The debate regarding nature and the environment in the new Chilean Constitution
By Andres Kogan Valderrama
HAVANA TIMES – It’s with a frown that you read what recently happened at the Constitutional Convention in Chile, after voting in the plenary session on the first report by the Environment, Rights of Nature, Common Natural Resources and Economic Model Commitee, where only six articles were approved to form part of the new Carta Magna in this country. (1).
While the articles approved (Climate and environmental crisis, Duties of the State to Nature, Rights of Nonhuman Animals, the Right to participate in environmental decision-making and the Right of Access to Environmental Information) are a great step forward considering previous constitutions, given the Chilean State’s explicit concern for taking care of Nature, it’s not enough to move away from an anthropocentric and eurocentric view of the world.
Many of the articles that were left without approval would give the Chilean State a change of direction towards ecocentralism and decolonization, going beyond the West’s view of Nature, which has historically been seen as a passive and external subject and as a mere natural resource to be exploited and to cover humans’ unlimited needs, on a planet of finite resources.
The Convention’s rejection of Article 4 for example, referring to the Recognition and Protection of Rights of Nature, that proposes a diversity of concepts about Nature itself (Mapu, Pacha Mama, Pat‘ta, Hoiri, Jau, Marremen), preexisting before the State, shows us their rejection of a universal proposal, as they are understanding Nature from only one point of view (2).
As a result, it’s no surprise that they rejected Article 26 about Environmental Principles, which considers an interdependence between all of Nature’s components, including humans, which obviously clashes with the tale of Modernity, which radically separated Nature and Culture.
It’s also a serious matter that every article regarding the Environment and Common Natural Resources were rejected (Articles 12-19), as defending an abstract Nature, without protecting some of its basic components no matter the cost, such as the air, glaciers, cryosphere, the seabed, or tall mountains, will only facilitate further exploitation and regions will continue to be colonized.
Similarly, it’s very sad that Article 22, which refers to Biodiversity, was also rejected, in which the State commits itself to protecting, restoring, and conserving its ecosystems, closing the door to forestry, mining, processed food and the energy sectors expanding uncontrollably in the country.
Thus, the list of rejected articles is long and in many other fields too (Building in Harmony with Nature, Environmental and Multinational Democracy, Waste Management), which brings us to the question of whether we really will have an eco-friendly constitution or not, that will be able to deal with the crisis of civilization we find ourselves in.
Fortunately, many of these rejected articles will be discussed and presented again for a general vote at the plenary session of the Constitutional Convention, but it won’t be easy, given the transformative potential of this committee, which is finally calling the unsustainable economic system in Chile into question, and trying to decolonize the idea we have about Nature.

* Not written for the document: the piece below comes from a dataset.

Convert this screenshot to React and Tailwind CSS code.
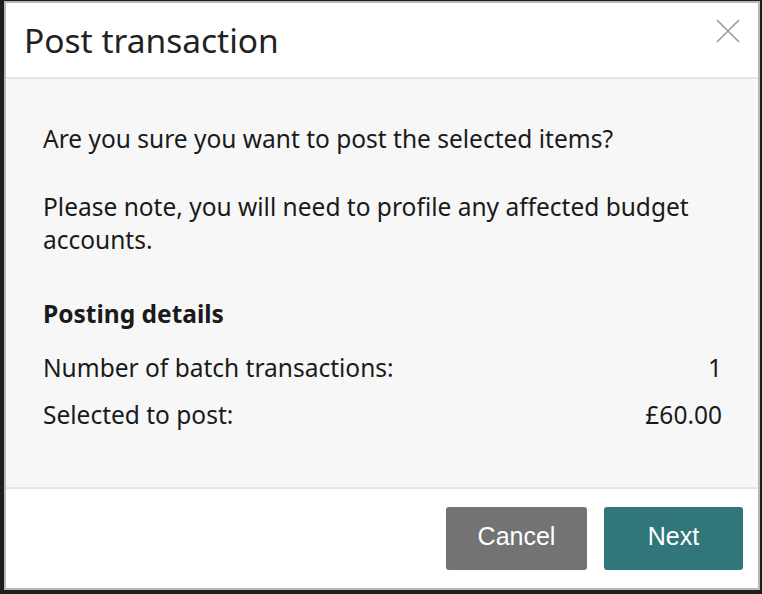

Consequently, the most conservative groups in the country have pointed out that the Environmental Committee’s proposals are maximalist and stem from radical environmentalism, thereby covering up their fear that for the first time in Chile’s history, Nature might no longer be a commercial good and preserving life is being put at the heart of the Constitution, above private property.
In light of this, I have to mention all of the great work the Eco Constituent bench has done, where names like Camila Zarate, Alvin Saldaña, Elisa Giustinianovich, Bastián Labbe, Vanessa Hoppe, Fernando Salinas, Constanza San Juan, Manuela Royo, and many more, as well as organizations within Chile’s socio-environmental movement, have pushed this debate forward at the Constitutional Convention.
We must remember that the entire world is watching Chile right now, as was seen with the visit and meeting of the Latin American Delegation for Rights of Nature with the Eco Constituent bench, where leading figures in the regional socio-environmental field, such as Alberto Acosta, Pablo Solón, Natalia Green, Enrique Viale, Elizabeth Bravo y Esperanza Martínez, were present.
Given the above, let’s hope that the first vote on the Environmental Committee’s report is reversed, and that Nature in Chile stops being mute, just like it did in Ecuador in 2008, and like Eduardo Galeano said, just before the Montecristi Constitution of Ecuador became the first in the world to recognize Rights of Nature (3).